(Short exercise)
Take the lines from the beginning of the material through the line containing "44.7 4.2C49.6 8.6" and retype them exactly, leaving the pictures out.

(Raw data)
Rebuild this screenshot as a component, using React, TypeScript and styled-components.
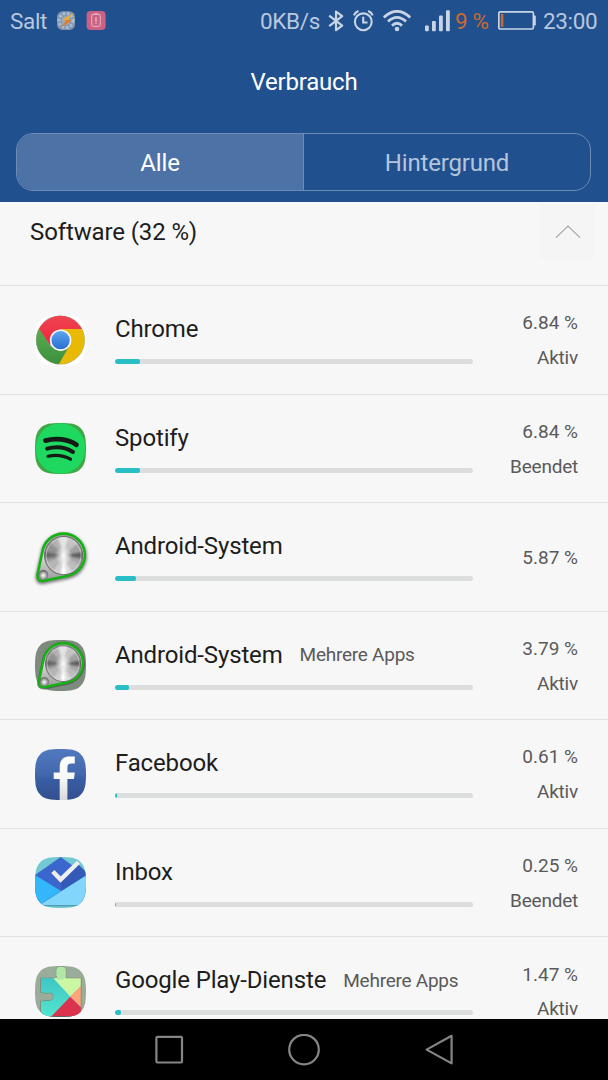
import type { ReactNode } from "react";
import styled, { createGlobalStyle } from "styled-components";

const SQUIRCLE =
  "M25.5 0C36 0 41 .9 44.7 4.2C49.6 8.6 51 14 51 25.5C51 37 49.6 42.4 44.7 46.8C41 50.1 36 51 25.5 51C15 51 10 50.1 6.3 46.8C1.4 42.4 0 37 0 25.5C0 14 1.4 8.6 6.3 4.2C10 .9 15 0 25.5 0Z";

const ChromeIcon = () => (
  <AppIcon viewBox="0 0 51 51">
    <defs>
      <clipPath id="chromeClip">
        <circle cx="25.4" cy="25" r="24.2" />
      </clipPath>
      <linearGradient id="chromeRed" x1="0" y1="0" x2="0" y2="1">
        <stop offset="0" stopColor="#ee4550" />
        <stop offset="1" stopColor="#f0243f" />
      </linearGradient>
      <linearGradient id="chromeGreen" x1="0" y1="0" x2="0" y2="1">
        <stop offset="0" stopColor="#5bab50" />
        <stop offset="1" stopColor="#3a8f3e" />
      </linearGradient>
      <linearGradient id="chromeBlue" x1="0" y1="0" x2="0" y2="1">
        <stop offset="0" stopColor="#5ba3ee" />
        <stop offset="1" stopColor="#2a6fd0" />
      </linearGradient>
    </defs>
    <path d={SQUIRCLE} fill="#fff" />
    <circle cx="25.4" cy="25" r="24.5" fill="#a9a58f" />
    <g clipPath="url(#chromeClip)">
      <path d="M0 0H51V14.2H25L15 30L3.5 14Z" fill="url(#chromeRed)" />
      <path d="M25 14H51V51H22.5L35 30Z" fill="#e8ba04" />
      <path d="M4 13.5L15.3 31L25 36L34 31.5L22.8 51H0V13Z" fill="url(#chromeGreen)" />
    </g>
    <circle cx="25.6" cy="25.2" r="10.8" fill="#f4f4f4" />
    <circle cx="25.6" cy="25.2" r="9.1" fill="url(#chromeBlue)" />
  </AppIcon>
);

const SpotifyIcon = () => (
  <AppIcon viewBox="0 0 51 51">
    <path d={SQUIRCLE} fill="#3ea845" />
    <ellipse cx="25.5" cy="25.5" rx="24.8" ry="25.3" fill="#1fd860" />
    <g fill="none" stroke="#141a14" strokeLinecap="round">
      <path d="M10.6 17.6C20 14.8 33 15.8 41.4 21.7" strokeWidth="4.9" />
      <path d="M12.2 25.7C20.5 23.3 30.5 24.3 38 29" strokeWidth="4" />
      <path d="M13 33.2C20.5 31.6 28.5 32.2 35.5 36.2" strokeWidth="3.2" />
    </g>
  </AppIcon>
);

const DROP =
  "M7.4 20A21.3 21.3 0 1 1 34 43.5L9 48.7C4 49.5 1.8 47 2.5 42.5Z";

// Brushed metal dial: light and dark wedges [start, end, colour] round the centre.
const WEDGES: [number, number, string][] = [
  [-12, 10, "#5e5e5e"],
  [10, 30, "#a8a8a8"],
  [30, 62, "#bdbdbd"],
  [62, 80, "#dedede"],
  [80, 100, "#fff"],
  [100, 125, "#d0d0d0"],
  [125, 160, "#b5b5b5"],
  [160, 172, "#9a9a9a"],
  [172, 192, "#666"],
  [192, 225, "#939393"],
  [225, 252, "#b2b2b2"],
  [252, 286, "#e4e4e4"],
  [286, 320, "#c4c4c4"],
  [320, 348, "#a2a2a2"],
];

const wedgePoint = (deg: number) => {
  const a = (deg * Math.PI) / 180;
  return `${28.6 + Math.cos(a) * 26} ${23.6 + Math.sin(a) * 26}`;
};

const Dial = ({ id }: { id: string }) => (
  <g>
    <defs>
      <clipPath id={`${id}Clip`}>
        <circle cx="28.6" cy="23.6" r="18.6" />
      </clipPath>
      <filter id={`${id}Soft`}>
        <feGaussianBlur stdDeviation="1.3" />
      </filter>
      <linearGradient id={`${id}Body`} x1="0" y1="0" x2="0" y2="1">
        <stop offset="0" stopColor="#999" />
        <stop offset="0.45" stopColor="#ddd" />
        <stop offset="1" stopColor="#999" />
      </linearGradient>
      <radialGradient id={`${id}Ball`} cx="0.5" cy="0.55" r="0.6">
        <stop offset="0" stopColor="#fff" />
        <stop offset="0.5" stopColor="#aaa" />
        <stop offset="1" stopColor="#444" />
      </radialGradient>
      <radialGradient id={`${id}Glow`}>
        <stop offset="0" stopColor="#fff" />
        <stop offset="1" stopColor="#fff" stopOpacity="0" />
      </radialGradient>
    </defs>
    <path d={DROP} fill={`url(#${id}Body)`} stroke="#12b412" strokeWidth="2.6" />
    <circle cx="28.6" cy="23.6" r="19.6" fill="#6e6e6e" />
    <g clipPath={`url(#${id}Clip)`}>
      <g filter={`url(#${id}Soft)`}>
        {WEDGES.map(([from, to, color]) => (
          <path
            key={from}
            d={`M28.6 23.6L${wedgePoint(from)}L${wedgePoint(to)}Z`}
            fill={color}
          />
        ))}
      </g>
      <circle cx="28.6" cy="23.6" r="9" fill={`url(#${id}Glow)`} />
    </g>
    <circle cx="28.6" cy="23.6" r="17.4" fill="none" stroke="#ddd" strokeWidth="0.8" opacity="0.7" />
    <circle cx="8.3" cy="43" r="4.9" fill={`url(#${id}Ball)`} />
  </g>
);

const SystemIcon = () => (
  <AppIcon viewBox="0 0 51 51">
    <defs>
      <filter id="dropSoft" x="-20%" y="-20%" width="140%" height="140%">
        <feGaussianBlur stdDeviation="1.5" />
      </filter>
    </defs>
    <path
      d={DROP}
      transform="translate(.1 1.4)"
      fill="#555"
      stroke="#555"
      strokeWidth="4"
      opacity="0.75"
      filter="url(#dropSoft)"
    />
    <Dial id="dialA" />
  </AppIcon>
);

const SystemBoxIcon = () => (
  <AppIcon viewBox="0 0 51 51">
    <path d={SQUIRCLE} fill="#7d8a7d" />
    <path
      d={DROP}
      transform="translate(1.8 2.2) scale(.93)"
      stroke="#4a564a"
      strokeWidth="4"
      opacity="0.7"
    />
    <g transform="translate(1.6 1.7) scale(.93)">
      <Dial id="dialB" />
    </g>
  </AppIcon>
);

const FacebookIcon = () => (
  <AppIcon viewBox="0 0 51 51">
    <defs>
      <linearGradient id="fbBlue" x1="0" y1="0" x2="0" y2="1">
        <stop offset="0" stopColor="#5279bd" />
        <stop offset="0.5" stopColor="#4267ad" />
        <stop offset="0.6" stopColor="#395da3" />
        <stop offset="1" stopColor="#31508f" />
      </linearGradient>
      <linearGradient id="fbWhite" x1="0" y1="7" x2="0" y2="51" gradientUnits="userSpaceOnUse">
        <stop offset="0" stopColor="#fff" />
        <stop offset="0.55" stopColor="#f6f6f6" />
        <stop offset="1" stopColor="#d8d8da" />
      </linearGradient>
    </defs>
    <path d={SQUIRCLE} fill="url(#fbBlue)" />
    <path
      d="M24.7 51V30H18.7V23.4H24.7V18C24.7 11 28.5 7.6 34.5 7.6H39.8V14.6H36.2C33.3 14.6 32.4 16 32.4 18.6V23.4H39.8L39 30H32.4V51Z"
      fill="url(#fbWhite)"
    />
  </AppIcon>
);

const InboxIcon = () => (
  <AppIcon viewBox="0 0 51 51">
    <defs>
      <clipPath id="inboxClip">
        <path d={SQUIRCLE} />
      </clipPath>
    </defs>
    <g clipPath="url(#inboxClip)">
      <path d="M0 0H51V51H0Z" fill="#72c8d3" />
      <path d="M0 48H51V49.3H0Z" fill="#4a9fab" />
      <path d="M0 18L25.7 0L51 18.5V48H0Z" fill="#3b66cd" />
      <path d="M25.3 23.5L43 7L51 15V19L27 34Z" fill="#345ab8" />
      <path d="M0 18L26 34L4 48H0Z" fill="#33b7f8" />
      <path d="M51 18.5V48H4.5Z" fill="#82d5fb" />
    </g>
    <path d="M17.8 14.5L25.6 22.6L43.4 5.2" fill="none" stroke="#eee" strokeWidth="4.4" />
  </AppIcon>
);

const PIECE =
  "M6 12.3H20.5Q22.7 12 21.6 9.5V4Q21.6 .8 26 .8Q30.6 .8 30.6 4V9.5Q29.6 12 32 12.3H45.8V49L41 50H10L6 46V35.5H8.8Q10.5 34.3 13 34.9Q18.6 35.2 18.6 30.8Q18.6 26.3 13 26.5Q10.5 27.6 8.8 26.2H6Z";

const PlayServicesIcon = () => (
  <AppIcon viewBox="0 0 51 51">
    <defs>
      <clipPath id="playBox">
        <path d={SQUIRCLE} />
      </clipPath>
      <clipPath id="playPiece">
        <path d={PIECE} />
      </clipPath>
      <linearGradient id="playTeal" x1="0" y1="0" x2="0" y2="1">
        <stop offset="0" stopColor="#3fc6c4" />
        <stop offset="1" stopColor="#52e5cf" />
      </linearGradient>
    </defs>
    <path d={SQUIRCLE} fill="#9aac9a" />
    <g clipPath="url(#playBox)">
      <path d={PIECE} fill="none" stroke="#71816f" strokeWidth="1.3" />
      <path d="M12 50H40V51H12Z" fill="#5c675b" />
      <g clipPath="url(#playPiece)">
        <path d="M0 0H20L35.4 30.7L17 50H0Z" fill="url(#playTeal)" />
        <path d="M0 12H19L35.4 30.7L16 50H0Z" fill="url(#playTeal)" />
        <path d="M18.4 12.3L20 0H51V15L35.4 30.7Z" fill="#cbf7a5" />
        <path d="M21 0H31V12L26 14L19 12Z" fill="#b3e6a6" />
        <path d="M46 19.8V41.5L35.2 30.7Z" fill="#fda47b" />
        <path d="M35.2 30.7L46 41.5V51H15.8Z" fill="#da334d" />
      </g>
    </g>
  </AppIcon>
);

type Usage = {
  name: string;
  icon: ReactNode;
  note?: string;
  percent: string;
  state?: string;
  fill: number;
};

const usages: Usage[] = [
  { name: "Chrome", icon: <ChromeIcon />, percent: "6.84 %", state: "Aktiv", fill: 24.7 },
  { name: "Spotify", icon: <SpotifyIcon />, percent: "6.84 %", state: "Beendet", fill: 24.7 },
  { name: "Android-System", icon: <SystemIcon />, percent: "5.87 %", fill: 21.3 },
  {
    name: "Android-System",
    icon: <SystemBoxIcon />,
    note: "Mehrere Apps",
    percent: "3.79 %",
    state: "Aktiv",
    fill: 14,
  },
  { name: "Facebook", icon: <FacebookIcon />, percent: "0.61 %", state: "Aktiv", fill: 2.2 },
  { name: "Inbox", icon: <InboxIcon />, percent: "0.25 %", state: "Beendet", fill: 1 },
  {
    name: "Google Play-Dienste",
    icon: <PlayServicesIcon />,
    note: "Mehrere Apps",
    percent: "1.47 %",
    state: "Aktiv",
    fill: 6,
  },
];

const StatusIcons = () => (
  <>
    <StatusSvg $w={16} $left={9} viewBox="0 0 16 22">
      <path
        d="M1.2 5.6L14.2 15.6L8 20.2V1.6L14.2 6.2L1.2 16.2"
        fill="none"
        stroke="#c9d5e6"
        strokeWidth="2.2"
        strokeLinejoin="round"
      />
    </StatusSvg>
    <StatusSvg $w={21} $left={9} viewBox="0 0 21 22">
      <g fill="none" stroke="#c9d5e6" strokeWidth="2.1">
        <circle cx="10.3" cy="11.8" r="8.4" />
        <path d="M10.2 6.8V12.5H14.5M.9 5.3Q2.2 2.3 5.5 1.1M19.7 5.3Q18.4 2.3 15.1 1.1" />
      </g>
    </StatusSvg>
    <StatusSvg $w={28} $left={9} viewBox="0 0 28 22">
      <g fill="none" stroke="#c9d5e6" strokeWidth="2.8">
        <path d="M.8 7.4Q14 -4.6 27.2 7.4" />
        <path d="M5 11.6Q14 3.2 23 11.6" />
        <path d="M9 15.6Q14 11 19 15.6" />
      </g>
      <circle cx="14" cy="19" r="2.3" fill="#c9d5e6" />
    </StatusSvg>
    <StatusSvg $w={25} $left={14} viewBox="0 0 25 22">
      <g fill="#c9d5e6">
        <rect x="0" y="15.5" width="3.8" height="5.8" rx="1" />
        <rect x="7" y="11" width="3.8" height="10.3" rx="1" />
        <rect x="14" y="5.4" width="3.8" height="15.9" rx="1" />
        <rect x="21" y="0.2" width="3.8" height="21.1" rx="1" />
      </g>
    </StatusSvg>
  </>
);

const App = () => {
  return (
    <Screen>
      <GlobalStyle />
      <Header>
        <StatusBar>
          <StatusText $w={37}>Salt</StatusText>
          <StatusSvg $w={19} $left={10} viewBox="0 0 19 22">
            <rect x="0" y="1.3" width="18" height="18.6" rx="5.5" fill="#8396a8" />
            <circle cx="9" cy="10.5" r="7" fill="none" stroke="#a5bedc" strokeWidth="3" strokeDasharray="2.6 1.6" />
            <circle cx="9" cy="10.5" r="4.5" fill="#9fabb0" />
            <path d="M16.8 2.6L6 9.6L9 11.2L4 17.4L14.5 10.6L11.4 9.2Z" fill="#ecac36" />
            <path d="M9 11.2L4 17.4L14.5 10.6L12.6 9.8L7.5 10.4Z" fill="#df7734" />
          </StatusSvg>
          <StatusSvg $w={20} $left={10} viewBox="0 0 20 22">
            <rect x="0.6" y="1" width="19" height="19" rx="4" fill="#cb6283" />
            <g fill="none" stroke="#e3a9bb" strokeWidth="1.1">
              <rect x="5.7" y="4.4" width="8.6" height="12" rx="1.6" />
              <path d="M8 3.7H12" />
              <path d="M10 7.2V11.8M10 12.7V14" strokeWidth="1.7" />
            </g>
          </StatusSvg>
          <Spacer />
          <StatusText $w={59}>0KB/s</StatusText>
          <StatusIcons />
          <StatusText $w={36} $left={5} $warn>
            9 %
          </StatusText>
          <StatusSvg $w={38} $left={7} viewBox="0 0 38 22">
            <rect x="0.8" y="1.8" width="34.6" height="17.2" rx="1.5" fill="none" stroke="#c9d5e6" strokeWidth="1.7" />
            <rect x="35.6" y="5.6" width="2.2" height="10" rx="0.6" fill="#c9d5e6" />
            <rect x="2.8" y="3.9" width="2.6" height="13" fill="#c8692f" />
          </StatusSvg>
          <StatusText $w={54} $left={7}>
            23:00
          </StatusText>
        </StatusBar>
        <Title>Verbrauch</Title>
        <Tabs>
          <Tab $active>Alle</Tab>
          <Tab>Hintergrund</Tab>
        </Tabs>
      </Header>

      <List>
        <SectionHead>
          <SectionTitle>Software (32 %)</SectionTitle>
          <CollapseBtn aria-label="Software">
            <svg width="26" height="14" viewBox="0 0 26 14">
              <path d="M1 12.7L13 1L25 12.7" fill="none" stroke="#a3a3a3" strokeWidth="1.1" />
            </svg>
          </CollapseBtn>
        </SectionHead>
        {usages.map((usage, i) => (
          <Row key={i}>
            {usage.icon}
            <Detail>
              <NameLine>
                <Name>{usage.name}</Name>
                {usage.note && <Note>{usage.note}</Note>}
              </NameLine>
              <Track>
                <Bar style={{ width: usage.fill }} />
              </Track>
            </Detail>
            <Values>
              <span>{usage.percent}</span>
              {usage.state && <State>{usage.state}</State>}
            </Values>
          </Row>
        ))}
      </List>

      <NavBar>
        <NavBtn aria-label="Recent">
          <svg width="32" height="32" viewBox="0 0 32 32">
            <rect x="3.4" y="2.9" width="25.6" height="25.6" rx="1" />
          </svg>
        </NavBtn>
        <NavBtn aria-label="Home">
          <svg width="32" height="32" viewBox="0 0 32 32">
            <circle cx="16" cy="15.6" r="14.8" />
          </svg>
        </NavBtn>
        <NavBtn aria-label="Back">
          <svg width="32" height="32" viewBox="0 0 32 32">
            <path d="M28.6 1.8V29.4L3.6 15.6Z" />
          </svg>
        </NavBtn>
      </NavBar>
    </Screen>
  );
};

const GlobalStyle = createGlobalStyle`
  body {
    margin: 0;
    background: #f7f7f7;
    font-family: Roboto, "Liberation Sans", sans-serif;
  }

  * {
    box-sizing: border-box;
  }

  button {
    padding: 0;
    border: 0;
    background: none;
    font: inherit;
  }
`;

const Screen = styled.div`
  display: flex;
  flex-direction: column;
  width: 608px;
  height: 1080px;
  overflow: hidden;
  background: #f7f7f7;
`;

const Header = styled.header`
  flex: none;
  height: 202px;
  background: #20508e;
`;

const StatusBar = styled.div`
  display: flex;
  align-items: center;
  height: 42px;
  padding: 0 11px 0 10px;
`;

const StatusText = styled.span<{ $w: number; $left?: number; $warn?: boolean }>`
  flex: none;
  width: ${(props) => props.$w}px;
  margin-left: ${(props) => props.$left ?? 0}px;
  color: ${(props) => (props.$warn ? "#cb6a2d" : "#b9c8dd")};
  font-size: 22.5px;
  line-height: 43px;
  letter-spacing: -0.35px;
  white-space: nowrap;
`;

const StatusSvg = styled.svg<{ $w: number; $left: number }>`
  flex: none;
  width: ${(props) => props.$w}px;
  height: 22px;
  margin-left: ${(props) => props.$left}px;
`;

const Spacer = styled.div`
  flex: 1;
`;

const Title = styled.h1`
  margin: 0;
  padding-top: 2px;
  height: 91px;
  color: #fff;
  font-size: 24px;
  font-weight: 400;
  line-height: 76px;
  letter-spacing: -0.2px;
  text-align: center;
`;

const Tabs = styled.div`
  display: flex;
  width: 575px;
  height: 58px;
  margin-left: 16px;
  overflow: hidden;
  border: 1px solid #6c8bb6;
  border-radius: 17px;
`;

const Tab = styled.button<{ $active?: boolean }>`
  flex: 1;
  padding-top: 1px;
  color: ${(props) => (props.$active ? "#fff" : "#b5c5dc")};
  background: ${(props) => (props.$active ? "#4d73a6" : "transparent")};
  font-size: 24px;
  letter-spacing: -0.17px;

  & + & {
    border-left: 1px solid #6c8bb6;
  }
`;

const List = styled.main`
  flex: 1;
  min-height: 0;
  overflow: hidden;
`;

const SectionHead = styled.div`
  display: flex;
  justify-content: space-between;
  height: 84px;
  padding: 2px 13px 0 30px;
  border-bottom: 1px solid #e1e1e1;
`;

const SectionTitle = styled.h2`
  margin: 0;
  color: #1d1d1d;
  font-size: 24px;
  font-weight: 400;
  line-height: 56px;
  letter-spacing: -0.12px;
`;

const CollapseBtn = styled.button`
  display: flex;
  align-items: center;
  justify-content: center;
  width: 55px;
  height: 55px;
  background: #f5f5f5;
`;

const Row = styled.div`
  display: flex;
  height: 108.55px;
  padding: 0 30px 0 35px;
  border-bottom: 1px solid #e1e1e1;
`;

const AppIcon = styled.svg`
  flex: none;
  width: 51px;
  height: 51px;
  margin-top: 28.6px;
  overflow: visible;
`;

const Detail = styled.div`
  flex: none;
  width: 358px;
  margin-left: 29px;
  padding-top: 28px;
`;

const NameLine = styled.div`
  display: flex;
  align-items: center;
  height: 30px;
  margin-bottom: 15px;
  white-space: nowrap;
`;

const Name = styled.span`
  color: #1d1d1d;
  font-size: 24px;
  letter-spacing: -0.15px;
`;

const Note = styled.span`
  margin-left: 17px;
  color: #5a5a5a;
  font-size: 19px;
  letter-spacing: -0.25px;
`;

const Track = styled.div`
  height: 5px;
  overflow: hidden;
  border-radius: 2.5px;
  background: #dcdedd;
`;

const Bar = styled.div`
  height: 5px;
  border-radius: 2px;
  background: #26bfc7;
`;

const Values = styled.div`
  display: flex;
  flex: 1;
  flex-direction: column;
  align-items: flex-end;
  justify-content: center;
  padding-top: 2.6px;
  color: #5a5a5a;
  font-size: 19px;
  line-height: 34.8px;
`;

const State = styled.span`
  letter-spacing: -0.22px;
`;

const NavBar = styled.nav`
  display: flex;
  flex: none;
  align-items: center;
  justify-content: center;
  gap: 103px;
  height: 61px;
  background: #000;
`;

const NavBtn = styled.button`
  display: flex;

  svg {
    fill: none;
    stroke: #858585;
    stroke-width: 2.2;
    stroke-linejoin: round;
  }
`;

export default App;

(The completed task)
Rebuild this screenshot as a component, using React, TypeScript and styled-components.
import type { ReactNode } from "react";
import styled, { createGlobalStyle } from "styled-components";

const SQUIRCLE =
  "M25.5 0C36 0 41 .9 44.7 4.2C49.6 8.6 51 14 51 25.5C51 37 49.6 42.4 44.7 46.8C41 50.1 36 51 25.5 51C15 51 10 50.1 6.3 46.8C1.4 42.4 0 37 0 25.5C0 14 1.4 8.6 6.3 4.2C10 .9 15 0 25.5 0Z";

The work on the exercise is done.